En effet, il écoute avec une confiance aveugle son précepteur « Candide écoutait ses leçons avec toute la bonne foi de son âge et de son caractère ». A nouveau, par l’outil de coordination « et », l’auteur insiste sur le caractère benêt du personnage éponyme.

Enfin, la naïveté du personnage s’applique pour tout ce qui l’entoure comme en témoignent les deux verbes associés aux deux adverbes : « Candide écoutait attentivement, et croyait innocemment ». La fausse rigueur philosophique de Pangloss déteint entièrement sur le personnage. Le raisonnement creux en quatre points : « il concluait qu’après (…), le second degré de bonheur (…), le troisième (…) ; et le quatrième (…) » montre combien l’univers de Candide se réduit au très étroit univers de vie et de pensée que l’incipit de ce chapitre donne à voir.

Conclusion

Le premier chapitre de Candideremplit les fonctions de l’incipit en présentant le cadre, les personnages et certains des enjeux majeurs de l’œuvre. Au seuil de l’ouvrage est donné à entendre le ton très satirique utilisé par Voltaire. Mais la dénonciation, si elle est efficace, n’est pourtant pas encore féroce.

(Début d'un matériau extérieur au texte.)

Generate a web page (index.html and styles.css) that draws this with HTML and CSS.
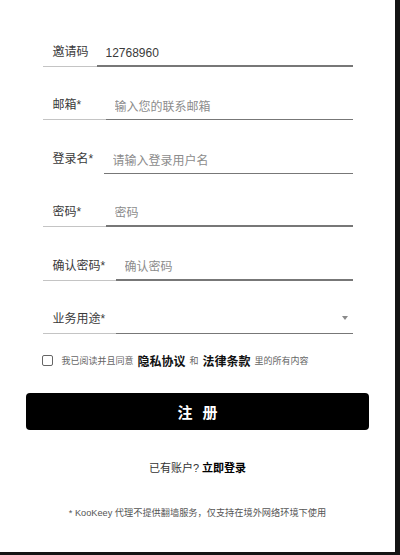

Pourtant, au long des trente chapitres qui constituent le cheminement du personnage éponyme, l’auteur n’aura de cesse de dénoncer l’obscurantisme, les comportements scandaleux de certains milieux ou l’injustice criante de certaines situations. Le personnage de Candide, ingénu au plus haut point, sera amené au gré des péripéties à remettre en question la philosophie de l’optimisme.